Grille d’analyse : il y a une
certaine vision très flamande de la société qui inspire l’action de nombre de
bourgmestres de Flandre: un Bonte (SPa) à Vilvorde, un Somers (Open VLD) à
Malines, un Tobback (SPa) à Louvain, un Daniel Termont (SPa) à Gand ne font
souvent pas autre chose, avec une panoplie de mesures de la même eau, qu’un De
Wever devenu bourgmestre des 500.000 anversois. C’est vrai, par exemple, que
les GAS-SAC (amendes administratives communales) ont partout les faveurs de la
N-VA. Mais l’inventeur de la formule contestée n’est autre que… le papa
socialiste de la ministre SPa Freya Vanden Bossche, depuis lors passé de la
politique à la gestion de grosses fortunes.
N-VA= un parfum de Belang? C’est la diabolisation qui reste la plus fréquente.
Même si les francophones passionnés qui prédisaient des alliances
apocalyptiques au lendemain des communales de 2012 ont bien dû admettre qu’il
n’en fut rien.“Il n’y aura pas
de coalitions communales avec le Belang, ce serait "aller à l'abîme"
car leur "coeur de métier", c'est le "show anti-Islam” avait promis De Wever. Qui a tenu son engagement. On
conseille à tous les francophones qui croient que N-VA et Belang c’est
blanc-bonnet et bonnet-blanc, d’encore regarder la vidéo (1) du face-à-face sur
le thème de l’ immigration qui a opposé, à la VRT, Bart De Wever et un leader
du Belang, Filip De Winter. C’est saisissant parce qu’ aucun politique flamand
n’avait fait ce que le président de la N-VA a osé ce soir-là: combattre
Dewinter sur le fond. Tandis que Dewinter dénonçait “la nouvelle colonisation”, le président de la N-VA développait son discours,
certes musclé, mais approchant
(déjà l’influence de Cameron) “l’immigration de manière positive par une
analyse correcte et positive du multiculturel”.” là ou,
dit De Wever, “ le Belang veut la guerre avec l’Islam”. De Wever s’y attaque déjà aux “fondamentalistes” mais précise bien que la N-VA n’est pas “anti-immigration”.

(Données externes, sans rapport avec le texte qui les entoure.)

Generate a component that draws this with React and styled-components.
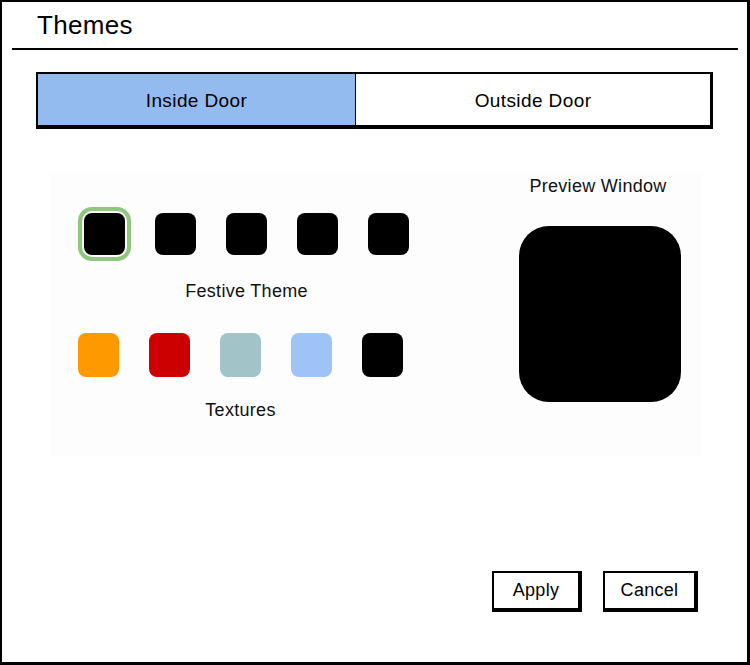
import React, { useState } from 'react';
import styled, { createGlobalStyle } from 'styled-components';

const GlobalStyle = createGlobalStyle`
    html, body { margin: 0; padding: 0; background: #ffffff; }
    body { font-family: "Liberation Sans", Arial, sans-serif; color: #000; }
`;

const festive = ['#000', '#000', '#000', '#000', '#000'];
const textures = ['#ff9900', '#cc0000', '#a2c3c8', '#9ec3f6', '#000'];

function App() {
    const [tab, setTab] = useState(0);
    const [picked, setPicked] = useState(0);

    return (
        <>
            <GlobalStyle />
            <Frame>
                <Header>
                    <Title>Themes</Title>
                </Header>
                <Divider />

                <Tabs>
                    <Tab $width={317} $active={tab === 0} onClick={() => setTab(0)}>Inside Door</Tab>
                    <Tab $active={tab === 1} onClick={() => setTab(1)}>Outside Door</Tab>
                </Tabs>

                <Panel>
                    <Pickers>
                        <Group $offset={34}>
                            <SwatchRow>
                                {festive.map((c, i) => (
                                    <Swatch key={i} $color={c} $selected={picked === i} onClick={() => setPicked(i)} />
                                ))}
                            </SwatchRow>
                            <Label $gap={26}>Festive Theme</Label>
                        </Group>
                        <Group $offset={28} $top={31}>
                            <SwatchRow>
                                {textures.map((c, i) => (
                                    <Swatch key={i} $color={c} $tall />
                                ))}
                            </SwatchRow>
                            <Label $gap={23}>Textures</Label>
                        </Group>
                    </Pickers>

                    <Preview>
                        <Label $gap={3}>Preview Window</Label>
                        <PreviewBox />
                    </Preview>
                </Panel>

                <Footer>
                    <Button $width={90}>Apply</Button>
                    <Button $width={95}>Cancel</Button>
                </Footer>
            </Frame>
        </>
    );
}

const Frame = styled.div`
    width: 750px;
    height: 665px;
    box-sizing: border-box;
    border: 2px solid #000;
    border-right-width: 3px;
    border-bottom-width: 3px;
    display: flex;
    flex-direction: column;
    background: #fff;
`;

const Header = styled.div`
    height: 46px;
    padding-left: 35px;
    display: flex;
    align-items: center;
`;

const Title = styled.h1`
    margin: 0;
    font-size: 26px;
    font-weight: normal;
    letter-spacing: 0.3px;
`;

const Divider = styled.div`
    margin: 0 9px 0 10px;
    height: 2px;
    background: #000;
`;

const Tabs = styled.div`
    margin: 22px 0 0 34px;
    width: 677px;
    height: 57px;
    box-sizing: border-box;
    border: 2px solid #000;
    border-right-width: 3px;
    border-bottom-width: 4px;
    display: flex;
`;

const Tab = styled.div`
    ${p => (p.$width ? `width: ${p.$width}px; flex: none;` : 'flex: 1;')}
    display: flex;
    align-items: center;
    justify-content: center;
    padding-top: 3px;
    box-sizing: border-box;
    font-size: 19px;
    letter-spacing: 0.4px;
    cursor: pointer;
    background: ${p => (p.$active ? '#94bbf0' : '#fff')};
    & + & {
        border-left: 1px solid #000;
    }
`;

const Panel = styled.div`
    margin: 44px 0 0 48px;
    width: 652px;
    height: 283px;
    background: #fdfdfd;
    display: flex;
`;

const Pickers = styled.div`
    width: 420px;
    display: flex;
    flex-direction: column;
    align-items: flex-start;
    padding-top: 40px;
    box-sizing: border-box;
`;

const Group = styled.div`
    margin-left: ${p => p.$offset}px;
    margin-top: ${p => p.$top || 0}px;
    display: flex;
    flex-direction: column;
    align-items: center;
`;

const SwatchRow = styled.div`
    display: flex;
    gap: 30px;
`;

const Swatch = styled.div`
    width: 41px;
    height: ${p => (p.$tall ? 44 : 42)}px;
    border-radius: 8px;
    background: ${p => p.$color};
    cursor: pointer;
    box-shadow: ${p => (p.$selected ? '0 0 0 2px #fff, 0 0 0 6px #8ec77d' : 'none')};
`;

const Label = styled.div`
    margin-top: ${p => p.$gap}px;
    font-size: 18px;
    letter-spacing: 0.3px;
    color: #111;
`;

const Preview = styled.div`
    flex: 1;
    display: flex;
    flex-direction: column;
    align-items: center;
    margin-left: 24px;
`;

const PreviewBox = styled.div`
    margin: 29px 0 0 4px;
    width: 162px;
    height: 176px;
    border-radius: 30px;
    background: #000;
`;

const Footer = styled.div`
    margin-top: 115px;
    padding-left: 490px;
    display: flex;
    gap: 21px;
`;

const Button = styled.button`
    width: ${p => p.$width}px;
    height: 41px;
    padding: 0;
    box-sizing: border-box;
    border: 2px solid #000;
    border-right-width: 4px;
    border-bottom-width: 4px;
    background: #fff;
    font-family: "Liberation Sans", Arial, sans-serif;
    font-size: 18px;
    letter-spacing: 0.3px;
    cursor: pointer;
`;

export default App;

C’est difficile à admettre pour le francophone mais De
Wever, cet incontestable homme de droite, n’a jamais caché son aversion pour le
Belang, du moins en son état actuel, ou la dimension raciste, fut-elle médiatisée en
chaussures Louboutin, l’emporte désormais sur le combat flamand. D'aucuns, au Nord, ont beaucoup agité le bouchon parce
que la N-VA avait accueilli d’anciens Belangers. C’était de bonne guerre
psychologique pour effrayer ceux qui, en juin 2010, avaient voté pour la
première fois pour le parti nationaliste. Comme si de plus ou moins vagues
types allaient s’emparer du pouvoir dans un parti déjà si structuré.

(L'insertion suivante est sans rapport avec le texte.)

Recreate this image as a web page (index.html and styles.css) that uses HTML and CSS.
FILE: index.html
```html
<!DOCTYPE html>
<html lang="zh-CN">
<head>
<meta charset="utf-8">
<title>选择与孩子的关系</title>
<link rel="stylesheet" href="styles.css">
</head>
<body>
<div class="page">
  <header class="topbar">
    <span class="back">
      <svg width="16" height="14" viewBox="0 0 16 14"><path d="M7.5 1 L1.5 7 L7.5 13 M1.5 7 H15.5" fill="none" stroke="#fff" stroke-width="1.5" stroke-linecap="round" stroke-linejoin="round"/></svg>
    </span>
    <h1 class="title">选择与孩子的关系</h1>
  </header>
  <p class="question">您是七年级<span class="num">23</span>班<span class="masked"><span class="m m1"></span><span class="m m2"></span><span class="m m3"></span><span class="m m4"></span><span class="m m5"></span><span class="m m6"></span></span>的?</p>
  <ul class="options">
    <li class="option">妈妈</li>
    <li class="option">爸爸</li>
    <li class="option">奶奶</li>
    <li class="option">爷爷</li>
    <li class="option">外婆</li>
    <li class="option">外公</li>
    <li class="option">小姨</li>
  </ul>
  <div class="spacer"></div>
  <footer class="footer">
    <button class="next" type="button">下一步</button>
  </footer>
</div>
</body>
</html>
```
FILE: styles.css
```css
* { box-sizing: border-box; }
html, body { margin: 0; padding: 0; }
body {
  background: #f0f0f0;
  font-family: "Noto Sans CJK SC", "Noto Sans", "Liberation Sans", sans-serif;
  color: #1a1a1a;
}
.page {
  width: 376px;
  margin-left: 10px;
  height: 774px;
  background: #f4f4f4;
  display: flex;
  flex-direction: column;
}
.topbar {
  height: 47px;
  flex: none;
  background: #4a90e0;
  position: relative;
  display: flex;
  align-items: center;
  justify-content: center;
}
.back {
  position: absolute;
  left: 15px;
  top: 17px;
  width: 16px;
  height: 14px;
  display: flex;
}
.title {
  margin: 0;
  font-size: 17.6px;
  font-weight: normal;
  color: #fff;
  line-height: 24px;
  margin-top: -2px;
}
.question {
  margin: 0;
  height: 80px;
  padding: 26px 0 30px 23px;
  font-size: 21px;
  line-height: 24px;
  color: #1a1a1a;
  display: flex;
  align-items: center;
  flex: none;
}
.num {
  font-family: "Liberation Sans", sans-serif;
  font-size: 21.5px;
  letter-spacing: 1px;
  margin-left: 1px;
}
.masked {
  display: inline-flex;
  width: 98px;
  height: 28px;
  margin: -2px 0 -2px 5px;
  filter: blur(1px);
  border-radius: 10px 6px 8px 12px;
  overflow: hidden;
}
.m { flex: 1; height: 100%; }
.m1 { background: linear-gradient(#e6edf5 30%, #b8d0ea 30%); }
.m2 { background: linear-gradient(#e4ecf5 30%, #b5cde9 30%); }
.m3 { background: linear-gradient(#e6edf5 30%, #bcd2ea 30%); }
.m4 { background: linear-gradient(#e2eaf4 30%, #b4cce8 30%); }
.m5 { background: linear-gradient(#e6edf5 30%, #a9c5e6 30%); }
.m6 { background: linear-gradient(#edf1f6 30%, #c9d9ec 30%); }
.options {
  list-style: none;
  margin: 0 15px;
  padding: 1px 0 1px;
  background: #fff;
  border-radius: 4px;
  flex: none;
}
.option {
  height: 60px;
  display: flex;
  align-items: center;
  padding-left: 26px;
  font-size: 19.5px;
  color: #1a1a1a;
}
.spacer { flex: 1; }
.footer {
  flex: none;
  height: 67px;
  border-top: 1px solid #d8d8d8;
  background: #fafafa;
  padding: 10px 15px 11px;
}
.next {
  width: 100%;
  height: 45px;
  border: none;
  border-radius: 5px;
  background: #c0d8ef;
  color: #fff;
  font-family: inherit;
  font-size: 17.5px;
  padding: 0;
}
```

Aujourd’hui, il n’en reste que peu de chose: De Wever est plutôt passé à
l’étape suivante (les kidnappings à l’OpenVLD). Seul un ex-Belang, Karim Van
Overmeiren, est échevin à Alost avec le soutien de socialistes quasi
dissidents; et le Belang est en déprime dans les sondages autour des 10%. Ce
qui entraîne une bonne réflexion de fond: dites, est-ce que c’est vraiment mal
qu’un parti démocratique de centre-droit (c’est ainsi que se définit la N-VA)
en arrive à faire oublier le fameux “dimanche noir” qui vit, jadis, triompher l’extrême-droite la plus
noire?
Michel HENRION
(1) Pour en savoir plus sur la photo polémique, lire “Les
Secrets de Bart De Wever” de Marcel Sel.